O investimento sustentável nos EUA e na Europa

Sobre a politização do investimento ESG nos EUA e o recuo de alguns investidores, na sua opinião, “é preciso recordar que os dados de ESG podem ser utilizados de várias formas. Na nossa base de clientes, há investidores que estão a favor e outros que estão contra. Cada um pode utilizar os nossos dados da forma que quiser e considerar mais útil, e acredito que isso é bom”. Acrescenta que “a retórica política perde de vista o facto de que, em última instância, é uma questão de escolha do investidor. Além disso, a procura pela personalização vai continuar a crescer nos EUA, e vamos continuar a precisar de todos esses dados. A procura de dados ESG existe e vai continuar a existir”.

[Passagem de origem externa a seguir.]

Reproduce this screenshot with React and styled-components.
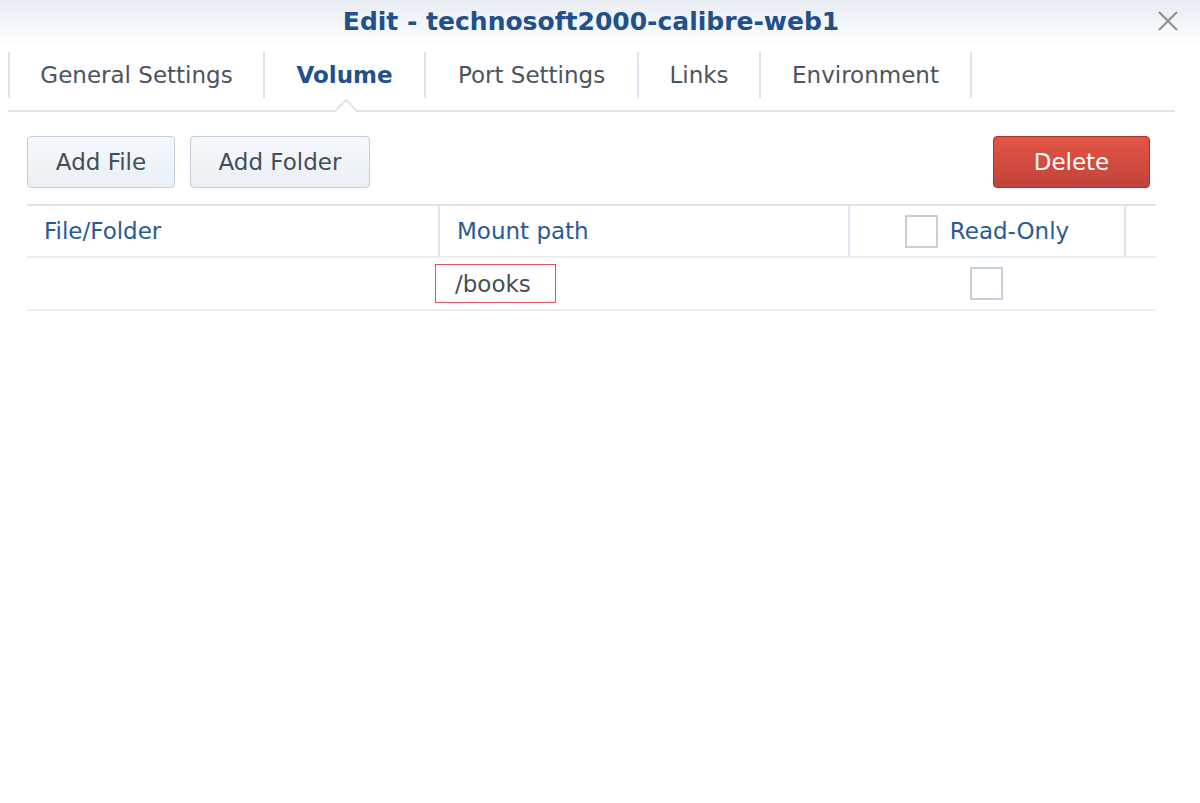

O CEO afirma que a Europa está claramente à frente na utilização destes dados. “O tempo dirá se a utilização destes dados produz bons resultados nas carteiras, mas já vimos que sim em muitos casos. No entanto, alerta que “a Europa corre o risco de o nível de regulamentação provocar um efeito contrário ao desejado, o que seria uma pena”.

Tendências globais

Como empresa global, a Morningstar tem a oportunidade de ver as tendências de cada região no seu contexto. Kunal Kapoor destaca que “a Europa lidera em ESG. Os EUA são um mercado gigante muito eficiente, pelo que não é de estranhar que tenha sido o sítio onde as comissões mais baixaram, dada a competitividade. A Ásia, no entanto, está-se a desenvolver”.

A nível global e em maior ou menor grau, enumera como tendências principais a descida das comissões, a personalização, a importância da assessoria e o aumento da pressão regulamentar.

Gestão ativa e passiva

Relativamente a uma possível barbellização do universo de investimento entre produtos passivos e baratos, por um lado, e produtos alternativos não líquidos, por outro, opina que “a maioria dos investidores procura soluções mais simples. A gestão ativa não vai desaparecer, mas a gestão cara sim, e ninguém deve chorar por isso”.

Quanto ao desenvolvimento da sua solução para produtos de mercados privados (Pitchbook), assinala que outra das tendências do mundo atual é a convergência dos mercados público e privado. “Atualmente, quem investe não pode considerar que estes são mundos separados. Vai ter de fazer comparações, sobretudo se for um investidor institucional. No entanto, há diferenças, como a volatilidade e as comissões, mas estas vão convergindo”.

Kunal Kapoor finaliza a entrevista refletindo sobre os possíveis desafios para a atual bonança dos mercados, entre os quais sublinha o risco de um excesso de confiança e o ruído geopolítico, que, na sua opinião, não deve paralisar a poupança e o investimento.